Apparently, the answer to that question is an unqualified “Yes.”
Early one morning of the trip, the Spoon walked out and discovered a mess from what looked to be a week’s worth of trash strewn all over the driveway, about 50 feet from where it should have been in the storage shed. (See photo above.)
And not far from the three-dimensional multimedia collage was a telltale sign that the culprit was of the ursine variety. That is, this bear left an apparent sign of his approval of the feast in the form of a nice pile of bear scat.
So in the spirit of our vacation’s theme, we give you the bear’s list of favorite human snack food.
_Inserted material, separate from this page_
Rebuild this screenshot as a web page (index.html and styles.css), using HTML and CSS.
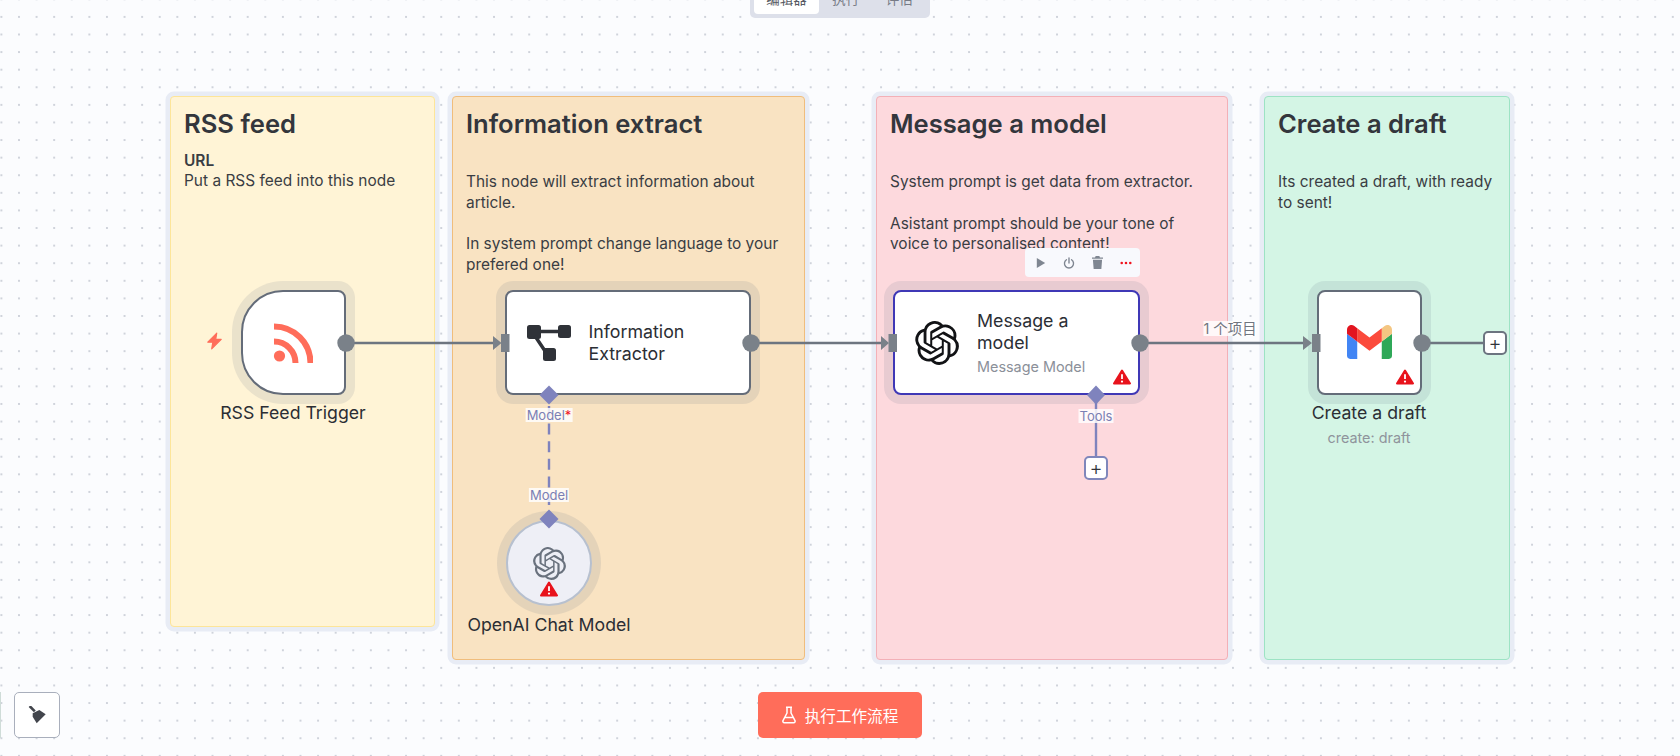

- Coca-Cola. This seemed to meet with the bear’s approval, judging from what looked to be teeth marks in the cans that had previously held the corn-syrup equivalent of sweet nectar. Maybe the folks in Atlanta have a new spokes-species.
- Cantaloupe. Again, something sweet seems to be what pleases. Or at least it was worth ripping the door off a shed to get to. Of course, most of what was left in the trash had been peel, so a little roughage was seemingly in order, as well.
- Bacon drippings. Yep. The bear likes a little porkbelly grease. Given the similarities between the omnivorous habits of humans and bears, perhaps there is a product line extension opportunity in here for the hog producers and packers: Bear Hollow Bacon Drizzle. Mmmmm.